CORNISH: The agency offers classes on how to start up a home daycare, and almost all the participants are new to the business, except Catherine Washington. She says she was fortunate to have enough insurance to rebuild.

Ms. CATHERINE WASHINGTON (Homecare Provider): It's a mind thing and a lot of people's mind is just not focusing on the business now, because they are still trying to get the homes together, because you don't have a business without a home.

Ms. AISHA THOMAS (Director, D.J.'s Learning Castle): God is good. God is great, and we thank him for our food. Amen. Bless cooks. All right.
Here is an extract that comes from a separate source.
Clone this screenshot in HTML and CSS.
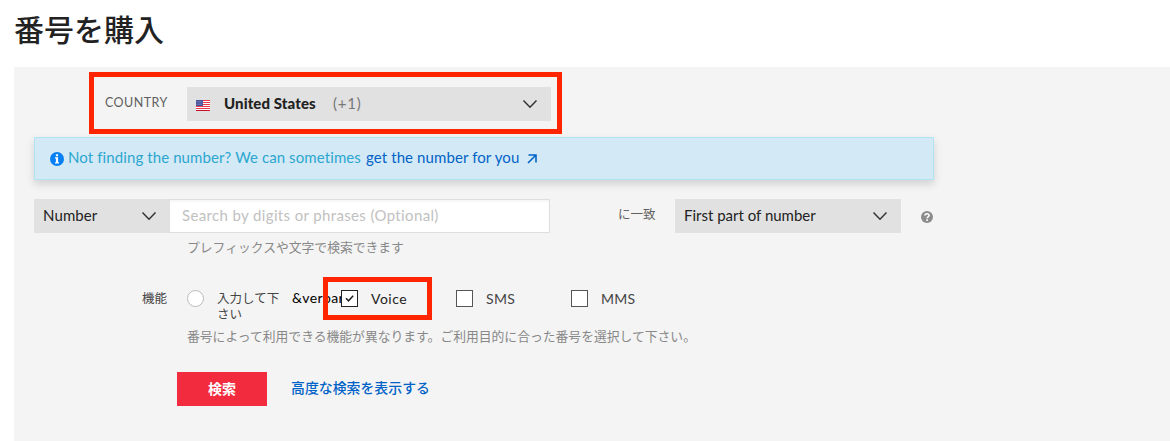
FILE: index.html
```html
<!DOCTYPE html>
<html lang="ja">
<head>
<meta charset="utf-8">
<title>番号を購入</title>
<link rel="stylesheet" href="styles.css">
</head>
<body>
<h1 class="title"><span class="t">番号を購入</span></h1>
<main class="panel">
  <div class="row country-row">
    <span class="country-label"><span class="t">COUNTRY</span></span>
    <div class="select country-select">
      <svg class="flag" width="14" height="11" viewBox="0 0 14 11"><path fill="#fff" d="M0 0h14v11H0z"/><path fill="#e8384a" d="M0 0h14v1H0zM0 2h14v1H0zM0 4h14v1H0zM0 6h14v1H0zM0 8h14v1H0z"/><path fill="#c8102e" d="M0 10h14v1H0z"/><path fill="#46529c" d="M0 0h7v6H0z"/><path stroke="#a9b0dc" stroke-width=".6" stroke-dasharray="1 1" d="M.5 1.5h6M1.5 3h5M.5 4.5h6"/></svg>
      <b class="country-name t">United States</b>
      <span class="dial t">(+1)</span>
      <svg class="chevron" width="16" height="10" viewBox="0 0 16 10"><path d="M1.5 1.5 8 8.2l6.500-6.700"/></svg>
    </div>
    <span class="highlight highlight-country"></span>
  </div>
  <div class="alert">
    <svg class="info" width="14" height="14" viewBox="0 0 14 14"><circle cx="7" cy="7" r="7" fill="#0780f5"/><path fill="#fff" d="M5.900 2.200h2.200v2H5.900zM5 5.200h3.100v5H9v1.300H5v-1.300h.9V6.500H5z"/></svg>
    <span class="alert-text t">Not finding the number? We can sometimes</span>
    <a class="alert-link t">get the number for you</a>
    <svg class="arrow" width="10" height="10" viewBox="0 0 10 10"><path d="M1 9 9 1M1.500 1H9v7.500"/></svg>
  </div>
  <div class="row number-row">
    <div class="select number-select"><span class="t number-text">Number</span><svg class="chevron" width="16" height="10" viewBox="0 0 16 10"><path d="M1.500 1.500 8 8.200l6.500-6.700"/></svg></div>
    <div class="search"><span class="t search-text">Search by digits or phrases (Optional)</span></div>
    <span class="match"><span class="t">に一致</span></span>
    <div class="select match-select"><span class="t match-text">First part of number</span><svg class="chevron" width="16" height="10" viewBox="0 0 16 10"><path d="M1.500 1.500 8 8.200l6.500-6.700"/></svg></div>
    <svg class="help" width="12" height="12" viewBox="0 0 12 12"><circle cx="6" cy="6" r="6" fill="#8c8c8c"/><path d="M4 4.600C4 2.200 8 2.200 8 4.400 8 5.900 6.100 5.700 6.100 7.300M6.100 8.300v1.600" fill="none" stroke="#fff" stroke-width="1.600"/></svg>
  </div>
  <p class="hint"><span class="t">プレフィックスや文字で検索できます</span></p>
  <div class="row capability-row">
    <span class="cap-label">機能</span>
    <span class="radio"></span>
    <span class="any">入力して下さい</span>
    <span class="verbar t">&amp;verbar</span>
    <div class="check voice"><span class="box checked"><svg width="15" height="15" viewBox="0 0 15 15"><path d="m4 7.300 2.500 2.500 4.700-5"/></svg></span><span class="check-text t">Voice</span></div>
    <div class="check sms"><span class="box"></span><span class="check-text t">SMS</span></div>
    <div class="check mms"><span class="box"></span><span class="check-text t">MMS</span></div>
    <span class="highlight highlight-voice"></span>
  </div>
  <p class="hint capability-hint"><span class="t">番号によって利用できる機能が異なります。ご利用目的に合った番号を選択して下さい。</span></p>
  <div class="row actions">
    <button class="submit">検索</button>
    <a class="advanced"><span class="t">高度な検索を表示する</span></a>
  </div>
</main>
</body>
</html>
```
FILE: styles.css
```css
* { box-sizing: border-box; }
body { margin: 0; height: 441px; overflow: hidden; background: #fff; color: #222; font: 15px/20px Lato, "Noto Sans CJK JP", sans-serif; font-variant-ligatures: none; }
.title { margin: 0 0 0 14px; height: 67px; padding-top: 8px; font: 500 30px/40px "Noto Sans CJK JP", sans-serif; color: #222; }
.panel { margin-left: 14px; height: 374px; padding: 20px 0 0 20px; background: #f4f4f4; }
.t { white-space: nowrap; }
.row { display: flex; position: relative; }
.country-row { height: 34px; align-items: center; }
.country-label { width: 153px; padding: 0 0 3px 71px; font: 12.500px/18px Lato, sans-serif; letter-spacing: .45px; color: #606060; }
.select { display: flex; align-items: center; height: 34px; background: #e1e1e1; }
.select .t, .search .t { padding-bottom: 2px; }
.country-select { width: 364px; padding: 0 13px 0 9px; }
.flag { margin-top: 3px; }
.country-name { margin-left: 14px; width: 95px; font-weight: 900; letter-spacing: .1px; }
.dial { margin-left: 14px; color: #777; letter-spacing: .8px; }
.chevron { margin-left: auto; fill: none; stroke: #333; stroke-width: 1.500px; }
.highlight { position: absolute; border: 5px solid #ff2500; }
.highlight-country { left: 55px; top: -15px; width: 473px; height: 62px; }
.alert { display: flex; align-items: center; width: 900px; height: 43px; margin-top: 16px; padding-left: 15px; border: 1px solid #b0e4f2; background: #d4e9f6; box-shadow: 0 4px 8px rgba(0,0,0,.15); }
.alert .t { padding-bottom: 3px; }
.alert-text { margin-left: 4px; width: 298px; color: #2ba7cf; letter-spacing: .1px; }
.alert-link { color: #0263c7; width: 153px; letter-spacing: .1px; }
.arrow { margin-left: 8px; fill: none; stroke: #0263c7; stroke-width: 1.600px; }
.number-row { margin-top: 19px; align-items: center; }
.number-select { width: 136px; padding: 0 13px 0 9px; }
.number-text { letter-spacing: .1px; }
.search { display: flex; align-items: center; width: 380px; height: 34px; padding-left: 12px; border: 1px solid #dedede; border-left: 0; background: #fff; color: #c1c1c1; box-shadow: inset 0 2px 2px #f7f7f7; }
.search-text { letter-spacing: .36px; }
.match { width: 57px; margin: 0 0 5px 68px; color: #606060; font: 12.500px/18px "Noto Sans CJK JP", sans-serif; }
.match-select { width: 226px; padding: 0 13px 0 9px; }
.help { margin: 2px 0 0 20px; }
.hint { margin: 4px 0 0 153px; font: 12.800px/20px "Noto Sans CJK JP", sans-serif; color: #888; }
.capability-row { height: 43px; margin-top: 31px; font: 12.500px/16px "Noto Sans CJK JP", sans-serif; color: #444; align-items: flex-start; }
.cap-label { width: 25px; margin-left: 108px; padding-top: 2px; white-space: nowrap; }
.radio { width: 17px; height: 17px; margin: 2px 0 0 20px; border: 1px solid #bbb; border-radius: 50%; background: #fff; }
.any { width: 63px; margin: 2px 0 0 13px; }
.verbar { width: 49px; margin: 2px 0 0 12px; color: #000; font: 14px/16px Lato, sans-serif; letter-spacing: .4px; }
.check { display: flex; align-items: center; height: 17px; margin-top: 2px; width: 115px; }
.box { position: relative; width: 17px; height: 17px; border: 1px solid #555; background: #fff; }
.checked { border-color: #222; }
.box svg { display: block; fill: none; stroke: #222; stroke-width: 1.500px; }
.check-text { margin: 0 0 0 13px; font: 14px/17px Lato, sans-serif; letter-spacing: .3px; color: #444; }
.voice .check-text { color: #222; letter-spacing: .5px; }
.highlight-voice { left: 289px; top: -11px; width: 109px; height: 43px; }
.capability-hint { margin-top: -5px; }
.actions { margin: 26px 0 0 143px; align-items: center; }
.submit { width: 90px; height: 34px; padding: 0 0 2px; border: 0; background: #f22b3f; color: #fff; font: 700 14px/20px "Noto Sans CJK JP", sans-serif; }
.advanced { margin-left: 24px; padding-bottom: 4px; color: #0263c7; font: 500 13.900px/20px "Noto Sans CJK JP", sans-serif; }
```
CORNISH: Aisha Thomas is serving up smothered pork and mashed potatoes to a roomful of toddlers in the newly opened D.J.'s Learning Castle. Her 2-year-old son, D.J., has special needs, and she started her own business because she couldn't find a daycare that would take him. At first, Thomas thought she would start a small home operation, but running a daycare program in her neighborhood wasn't an option.

Ms. THOMAS: This area is still not fully up and running and I live four blocks from here. So, it's trust issues with parents, dropping them all by abandoned homes, and I'm the only home right here. You go three more blocks, it's abandoned.

CORNISH: Sylvia Thomas, her mother and business partner, couldn't offer her a home either. It still stands gutted and dormant while she sues her insurer. Sylvia Thomas says they hacked through eight months of red tape because five different government agencies license daycare centers in one way or another.

Ms. SYLVIA THOMAS (Co-Founder, D.J.'s Learning Castle): I mean, we ran with paperwork because it's like there was no organization of the structure to get the business together. Doing - I found out that doing business in New Orleans is not easy at all.

CORNISH: D.J.'s Learning Castle has been added to Agenda for Children's listings. The agency has a hotline for parents searching for care, and they say some days they get as many as 25 calls. They don't expect that to ease up, especially now as school winds down and summertime is on the way.

Audie Cornish, NPR News, New Orleans.